_Task directions_
Take the listing from its first line through the line that contains "flex h-[471px] w-[1680px]" and please retype those lines exactly, leaving out the pictures.

------ Supplied material

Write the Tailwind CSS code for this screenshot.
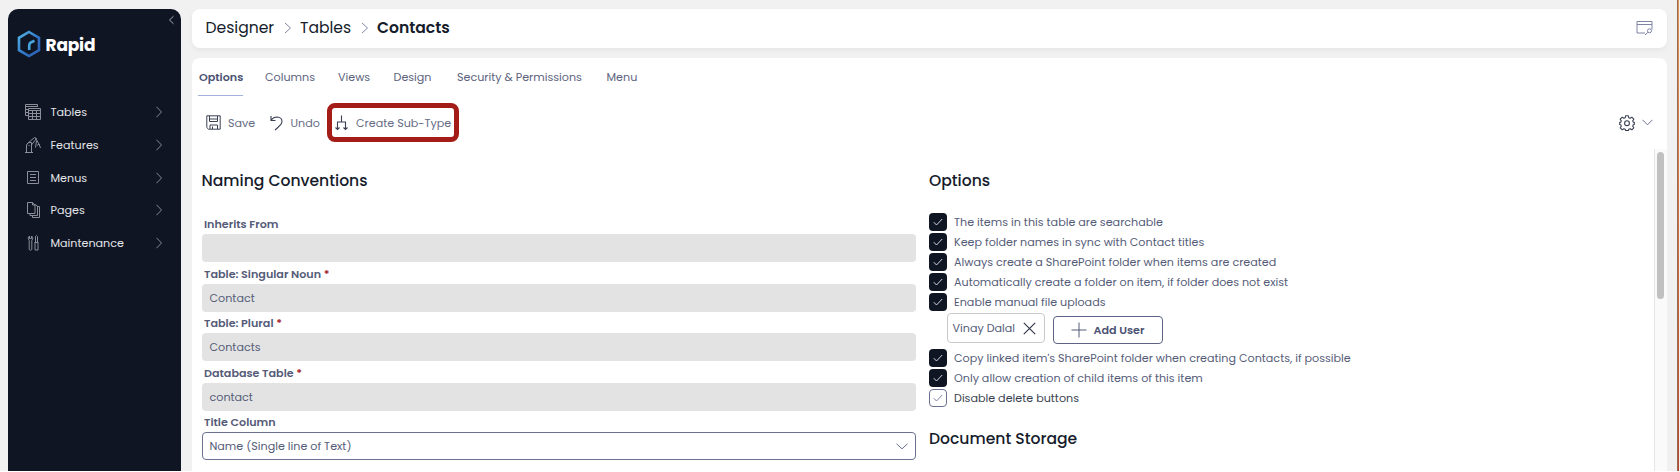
<!DOCTYPE html>
<html lang="en">
<head>
<meta charset="utf-8">
<title>Designer - Tables - Contacts</title>
<script src="https://cdn.jsdelivr.net/npm/@tailwindcss/browser@4"></script>
</head>
<body class="bg-white">
<div class="relative flex h-[471px] w-[1680px] overflow-hidden bg-[#f1f1f1] pl-[7.5px] pt-[9px] font-['Poppins','Inter',sans-serif] text-[11.15px] leading-[18px] text-[#555c78]">

  <!-- Sidebar -->
  <aside class="relative h-full w-[173.5px] shrink-0 rounded-t-[10px] bg-[#0f1523] text-[#e4e5e9]">
    <svg class="absolute right-[6px] top-[6px] h-[10px] w-[7px]" viewBox="0 0 7 10" fill="none" stroke="#a7aab3" stroke-width="1"><path d="M5.5 1.2 1.5 5l4 3.8"/></svg>
    <div class="flex items-center gap-[4.5px] pl-[9.5px] pt-[20.5px]">
      <svg class="h-[28px] w-[24px]" viewBox="0 0 24 28" fill="none">
        <defs><linearGradient id="lg" x1="0" y1="0" x2="1" y2="1"><stop offset="0" stop-color="#53b6e6"/><stop offset=".55" stop-color="#3277c8"/><stop offset="1" stop-color="#2a5db0"/></linearGradient></defs>
        <path d="M12 2 22 7.8v12.4L12 26 2 20.2V7.8z" stroke="url(#lg)" stroke-width="2.6"/>
        <path d="M12.2 20v-4.3q0-2.500 2.100-3.500l3.200-1.400" stroke="#45a5de" stroke-width="2.6"/>
      </svg>
      <span class="pt-[2px] text-[17px] font-bold leading-[26px] tracking-[-0.2px] text-white">Rapid</span>
    </div>
    <nav class="mt-[38.5px] flex flex-col pl-[16px] pr-[18.5px]">
      <a class="flex h-[32.7px] items-center"><svg class="mr-[9px] h-[18px] w-[18px]" viewBox="0 0 18 18" fill="none" stroke="#8c8f99"><path d="M4 12.5H1.5v-11h12V4M1.5 3.5h12M1.5 6.5H4M1.5 9.5H4M4.5 5.500h12v11h-12zM4.500 7.500h12M4.500 10.500h12M4.500 13.500h12M8.500 7.500v9M12.500 7.500v9"/></svg><span class="grow">Tables</span><svg class="h-[12px] w-[8px]" viewBox="0 0 8 12" fill="none" stroke="#858892"><path d="m1.500 .8 5 5.200-5 5.200"/></svg></a>
      <a class="flex h-[32.7px] items-center"><svg class="mr-[9px] h-[18px] w-[18px]" viewBox="0 0 18 18" fill="none" stroke="#8c8f99"><path d="M1 16.500h8M2.500 16.500V9l2-2.500h3V16.500M4.500 9.500h1M3 8l7.500-6.500 2 1L7.500 9M11.500 2l4 7M12.500 5l-1 6.500M15 8l-2 1.500M15 8l1.500 4"/></svg><span class="grow">Features</span><svg class="h-[12px] w-[8px]" viewBox="0 0 8 12" fill="none" stroke="#858892"><path d="m1.500 .8 5 5.200-5 5.200"/></svg></a>
      <a class="flex h-[32.7px] items-center"><svg class="mr-[9px] h-[18px] w-[18px]" viewBox="0 0 18 18" fill="none" stroke="#8c8f99"><path d="M3.500 2.500h11v12h-11zM6 5.500h6M6 8.500h6M6 11.500h6"/></svg><span class="grow">Menus</span><svg class="h-[12px] w-[8px]" viewBox="0 0 8 12" fill="none" stroke="#858892"><path d="m1.500 .8 5 5.200-5 5.200"/></svg></a>
      <a class="flex h-[32.7px] items-center"><svg class="mr-[9px] h-[18px] w-[18px]" viewBox="0 0 18 18" fill="none" stroke="#8c8f99"><path d="M3.500 1.500h5L11 4v8.500H3.500zM8.500 1.500V4H11M11 3.500l2.500 1.500v9.500H6v-2M13.500 5.500h2v11H8.500v-2"/></svg><span class="grow">Pages</span><svg class="h-[12px] w-[8px]" viewBox="0 0 8 12" fill="none" stroke="#858892"><path d="m1.500 .8 5 5.200-5 5.200"/></svg></a>
      <a class="flex h-[32.7px] items-center"><svg class="mr-[9px] h-[18px] w-[18px]" viewBox="0 0 18 18" fill="none" stroke="#8c8f99"><path d="M5.500 2v2.500h2V2q1.500 1 1.200 2.800L7.800 6.500v9q-1.300 1.500-2.600 0v-9L4.300 4.800Q4 3 5.500 2zM11.500 8V2.500l1-1 1 1V8M10.500 8.500h4M11 9v7h3V9"/></svg><span class="grow">Maintenance</span><svg class="h-[12px] w-[8px]" viewBox="0 0 8 12" fill="none" stroke="#858892"><path d="m1.500 .8 5 5.200-5 5.200"/></svg></a>
    </nav>
  </aside>

  <main class="ml-[10.500px] flex w-[1475.500px] shrink-0 flex-col">
    <!-- Breadcrumb -->
    <header class="flex h-[38.500px] shrink-0 items-center rounded-[8px] bg-white pl-[14px] pr-[14.500px] text-[15.600px] text-[#161c2b] shadow-[0_2px_5px_rgba(0,0,0,0.05)]">
      <span class="w-[69px]">Designer</span>
      <svg class="ml-[9.500px] mr-[8px] h-[12px] w-[8px]" viewBox="0 0 8 12" fill="none" stroke="#8186a0"><path d="m1 1 5.500 5L1 11"/></svg>
      <span class="w-[52px]">Tables</span>
      <svg class="ml-[9px] mr-[8px] h-[12px] w-[8px]" viewBox="0 0 8 12" fill="none" stroke="#8186a0"><path d="m1 1 5.500 5L1 11"/></svg>
      <span class="font-semibold">Contacts</span>
      <svg class="ml-auto h-[16px] w-[17px]" viewBox="0 0 17 16" fill="none" stroke="#7d84a6"><path d="M9 13H1V1.500h15v8M1 4.500h15"/><circle cx="13.500" cy="10.800" r="2"/><path d="m12 12.300-3 2.700"/></svg>
    </header>

    <section class="mt-[10.500px] flex grow flex-col rounded-t-[8px] bg-white">
      <!-- Tabs -->
      <div class="flex h-[38px] shrink-0 pl-[6.500px] text-[#5c637e]">
        <div class="flex w-[45px] flex-col border-b-[1.500px] border-[#a3b1dc] pl-[1px] pt-[10px] font-semibold text-[#4b5272]">Options</div>
        <div class="ml-[22px] w-[73px] pt-[10px]">Columns</div>
        <div class="w-[55.500px] pt-[10px]">Views</div>
        <div class="w-[63.500px] pt-[10px]">Design</div>
        <div class="w-[149.500px] whitespace-nowrap pt-[10px]">Security &amp; Permissions</div>
        <div class="pt-[10px]">Menu</div>
      </div>

      <!-- Toolbar -->
      <div class="flex h-[53px] shrink-0 items-center pl-[14px] pr-[14px] text-[#666c86]">
        <svg class="mr-[7.500px] h-[15px] w-[15px] shrink-0" viewBox="0 0 15 15" fill="none" stroke="#3a4052"><path d="M.8.800h13.400v13.400H2.500L.8 12.500zM3.500 1v5.500h8V1M3.500 4h8M4 14v-4h7.500v4M6.500 11.500V14"/></svg>
        <span class="w-[42px]">Save</span>
        <svg class="mr-[7.500px] h-[16px] w-[13px] shrink-0" viewBox="0 0 13 16" fill="none" stroke="#3a4052" stroke-width="1.100"><path d="M1 1v4.500h4.500M1 5.200Q3.500 2 7 2q5 .2 5 4.600c0 3-2.500 4.500-7 8.400"/></svg>
        <span class="w-[36px]">Undo</span>
        <div class="flex h-[39.500px] w-[132.500px] shrink-0 items-center rounded-[8px] border-[5px] border-[#a31c17] pl-[3px]">
          <svg class="mr-[8.500px] h-[16px] w-[13px] shrink-0" viewBox="0 0 13 16" fill="none" stroke="#3a4052" stroke-width="1.100"><path d="M6.500.5V7M2.500 14.500V7h8v7.500M.5 12.500l2 2 2-2M8.500 12.500l2 2 2-2"/></svg>
          <span class="whitespace-nowrap">Create Sub-Type</span>
        </div>
        <svg class="ml-auto h-[16px] w-[16px]" viewBox="0 0 16 16" fill="none" stroke="#3a4052" stroke-width="1.100" stroke-linejoin="round"><path d="M6.600.8h2.800l.4 2 1.300.5 1.700-1.100 2 2-1.100 1.700.5 1.200 1.100.3v2l-1.100.4-.5 1.300 1.100 1.700-2 2-1.700-1.100-1.300.5-.4 1.300H6.600l-.4-1.300-1.300-.5-1.700 1.100-2-2 1.100-1.700-.5-1.300-1.100-.4v-2l1.100-.3.500-1.200-1.100-1.700 2-2 1.700 1.100 1.300-.5z"/><circle cx="8" cy="8.200" r="2.400"/></svg>
        <svg class="ml-[7px] h-[7px] w-[11px]" viewBox="0 0 11 7" fill="none" stroke="#6b7190"><path d="m.5.800 5 5 5-5"/></svg>
      </div>

      <!-- Scrolling form -->
      <div class="flex grow">
        <div class="ml-[10px] w-[714px] pt-[19px]">
          <h2 class="mb-[21px] text-[15.600px] font-medium leading-[26px] text-[#161c2b]">Naming Conventions</h2>
          <div class="h-[49.500px]"><div class="h-[19px] pl-[2.500px] font-semibold">Inherits From</div><div class="h-[28px] rounded-[4px] bg-[#e3e3e3]"></div></div>
          <div class="h-[49.500px]"><div class="h-[19px] pl-[2.500px] font-semibold">Table: Singular Noun <span class="text-[#a4262c]">*</span></div><div class="flex h-[28px] items-center rounded-[4px] bg-[#e3e3e3] pl-[8px]">Contact</div></div>
          <div class="h-[49.500px]"><div class="h-[19px] pl-[2.500px] font-semibold">Table: Plural <span class="text-[#a4262c]">*</span></div><div class="flex h-[28px] items-center rounded-[4px] bg-[#e3e3e3] pl-[8px]">Contacts</div></div>
          <div class="h-[49.500px]"><div class="h-[19px] pl-[2.500px] font-semibold">Database Table <span class="text-[#a4262c]">*</span></div><div class="flex h-[28px] items-center rounded-[4px] bg-[#e3e3e3] pl-[8px]">contact</div></div>
          <div class="h-[49.500px]"><div class="h-[19px] pl-[2.500px] font-semibold">Title Column</div><div class="flex h-[28px] items-center justify-between rounded-[4px] border border-[#6b7190] pl-[7px] pr-[7px]"><span>Name (Single line of Text)</span><svg class="h-[7px] w-[12px]" viewBox="0 0 12 7" fill="none" stroke="#6b7190"><path d="m.5.800 5.500 5 5.500-5"/></svg></div></div>
        </div>

        <div class="ml-[13.500px] grow pt-[19px]">
          <h2 class="mb-[18px] text-[15.600px] font-medium leading-[26px] text-[#161c2b]">Options</h2>
          <div class="flex h-[20px] items-center"><span class="mr-[7px] flex h-[18px] w-[18px] items-center justify-center rounded-[4px] bg-[#0f1523]"><svg class="h-[8px] w-[10px]" viewBox="0 0 10 8" fill="none" stroke="#d5d7de"><path d="M.8 4.200 3.500 7l5.700-6"/></svg></span><span>The items in this table are searchable</span></div>
          <div class="flex h-[20px] items-center"><span class="mr-[7px] flex h-[18px] w-[18px] items-center justify-center rounded-[4px] bg-[#0f1523]"><svg class="h-[8px] w-[10px]" viewBox="0 0 10 8" fill="none" stroke="#d5d7de"><path d="M.8 4.200 3.500 7l5.700-6"/></svg></span><span>Keep folder names in sync with Contact titles</span></div>
          <div class="flex h-[20px] items-center"><span class="mr-[7px] flex h-[18px] w-[18px] items-center justify-center rounded-[4px] bg-[#0f1523]"><svg class="h-[8px] w-[10px]" viewBox="0 0 10 8" fill="none" stroke="#d5d7de"><path d="M.8 4.200 3.500 7l5.700-6"/></svg></span><span>Always create a SharePoint folder when items are created</span></div>
          <div class="flex h-[20px] items-center"><span class="mr-[7px] flex h-[18px] w-[18px] items-center justify-center rounded-[4px] bg-[#0f1523]"><svg class="h-[8px] w-[10px]" viewBox="0 0 10 8" fill="none" stroke="#d5d7de"><path d="M.8 4.200 3.500 7l5.700-6"/></svg></span><span>Automatically create a folder on item, if folder does not exist</span></div>
          <div class="flex h-[20px] items-center"><span class="mr-[7px] flex h-[18px] w-[18px] items-center justify-center rounded-[4px] bg-[#0f1523]"><svg class="h-[8px] w-[10px]" viewBox="0 0 10 8" fill="none" stroke="#d5d7de"><path d="M.8 4.200 3.500 7l5.700-6"/></svg></span><span>Enable manual file uploads</span></div>
          <div class="flex h-[36px] items-start pl-[18px] pt-px">
            <div class="flex h-[30px] w-[97.500px] items-center rounded-[4px] border border-[#c9c9cc] pl-[4.500px]"><span class="w-[70px]">Vinay Dalal</span><svg class="h-[13px] w-[13px]" viewBox="0 0 13 13" fill="none" stroke="#2c3244" stroke-width="1.100"><path d="m.8.800 11.400 11.400M12.200.8.800 12.200"/></svg></div>
            <div class="ml-[8px] mt-[3px] flex h-[28px] w-[110px] items-center rounded-[4px] border border-[#5c6384] pl-[17.500px] font-semibold text-[#4b5272]"><svg class="mr-[6.500px] h-[16px] w-[16px]" viewBox="0 0 16 16" fill="none" stroke="#555c78"><path d="M8 .5v15M.5 8h15"/></svg><span>Add User</span></div>
          </div>
          <div class="flex h-[20px] items-center"><span class="mr-[7px] flex h-[18px] w-[18px] items-center justify-center rounded-[4px] bg-[#0f1523]"><svg class="h-[8px] w-[10px]" viewBox="0 0 10 8" fill="none" stroke="#d5d7de"><path d="M.8 4.200 3.500 7l5.700-6"/></svg></span><span>Copy linked item's SharePoint folder when creating Contacts, if possible</span></div>
          <div class="flex h-[20px] items-center"><span class="mr-[7px] flex h-[18px] w-[18px] items-center justify-center rounded-[4px] bg-[#0f1523]"><svg class="h-[8px] w-[10px]" viewBox="0 0 10 8" fill="none" stroke="#d5d7de"><path d="M.8 4.200 3.500 7l5.700-6"/></svg></span><span>Only allow creation of child items of this item</span></div>
          <div class="flex h-[20px] items-center text-[#3a3f50]"><span class="mr-[7px] flex h-[18px] w-[18px] items-center justify-center rounded-[4px] border border-[#6b7190]"><svg class="h-[8px] w-[10px]" viewBox="0 0 10 8" fill="none" stroke="#7b819c"><path d="M.8 4.200 3.500 7l5.700-6"/></svg></span><span>Disable delete buttons</span></div>
          <h2 class="mt-[18px] text-[15.600px] font-medium leading-[26px] text-[#161c2b]">Document Storage</h2>
        </div>

        <div class="flex w-[13.500px] justify-center border-l border-[#e6e6e6] bg-[#fafafa] pt-[2.500px]"><div class="h-[147px] w-[7px] rounded-full bg-[#c0c0c0]"></div></div>
      </div>
    </section>
  </main>

  <div class="-mt-[9px] ml-[9.500px] h-[471px] w-[2.500px] shrink-0 border-l border-[#9b6a50] bg-linear-to-b from-[#dd9758] to-[#b8452c]"></div>
</div>
</body>
</html>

------------

_Written reply_
Write the Tailwind CSS code for this screenshot.
<!DOCTYPE html>
<html lang="en">
<head>
<meta charset="utf-8">
<title>Designer - Tables - Contacts</title>
<script src="https://cdn.jsdelivr.net/npm/@tailwindcss/browser@4"></script>
</head>
<body class="bg-white">
<div class="relative flex h-[471px] w-[1680px] overflow-hidden bg-[#f1f1f1] pl-[7.5px] pt-[9px] font-['Poppins','Inter',sans-serif] text-[11.15px] leading-[18px] text-[#555c78]">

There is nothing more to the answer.